To fix the system, successful legislation must strengthen national security, create a fair and efficient employment verification system, create a program for temporary guest workers to meet future workforce needs in the less-skilled sectors, and find a reasonable and rational way of dealing with the current undocumented population in the U.S.

AGC is also calling for the following actions:
• Any federal legislation must preempt the patchwork of conflicting and confusing state and local laws that has been adopted or could be implemented in the future. Employers should be subject to uniform standards regardless of worksite locations.
• Each company should be held accountable for their direct employees and not be subject to fines based on the hiring actions of their subcontractors.
• Efforts to change the procurement process and ignore current Federal Acquisition Regulation (FAR) procedures for federal contractors should not be part of any immigration bill. Efforts to do so
distort the procurement process, which was not set up to be an enforcement tool for other federal agencies.

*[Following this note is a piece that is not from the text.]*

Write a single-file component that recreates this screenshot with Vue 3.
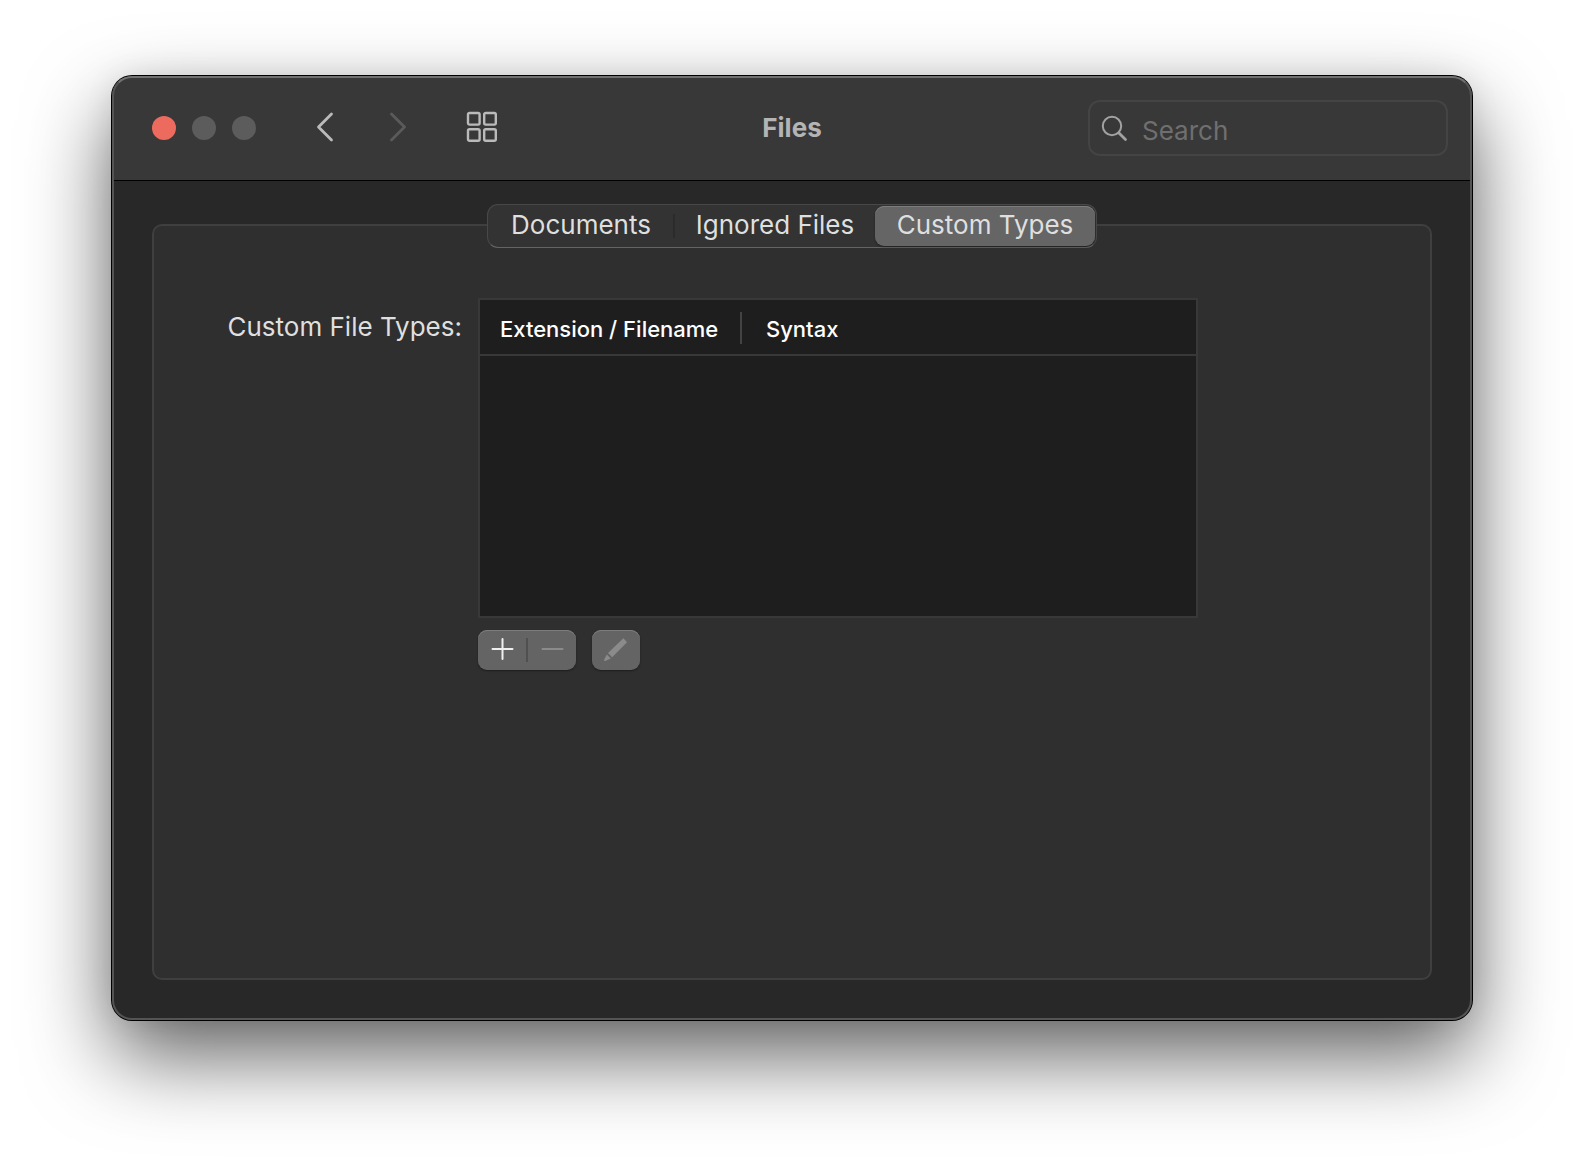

• Any penalties for errors or non-compliance should be commensurate with the violation(s) and should exempt minor, first-time paperwork violations. Fines should be reasonable and capped.
• Construction employers want a reliable method of verifying the work authorization of new hires and they also want to be protected from liability for making a hiring or firing decision based on a government-mandated system.
• A new guest worker visa program should be established that is flexible and based on the needs of the marketplace.
• The H-2B visa program needs relief from the statutory cap by exempting returning workers who have followed the law from counting against the limit. The program needs to be more compatible with the distinct needs of the construction industry.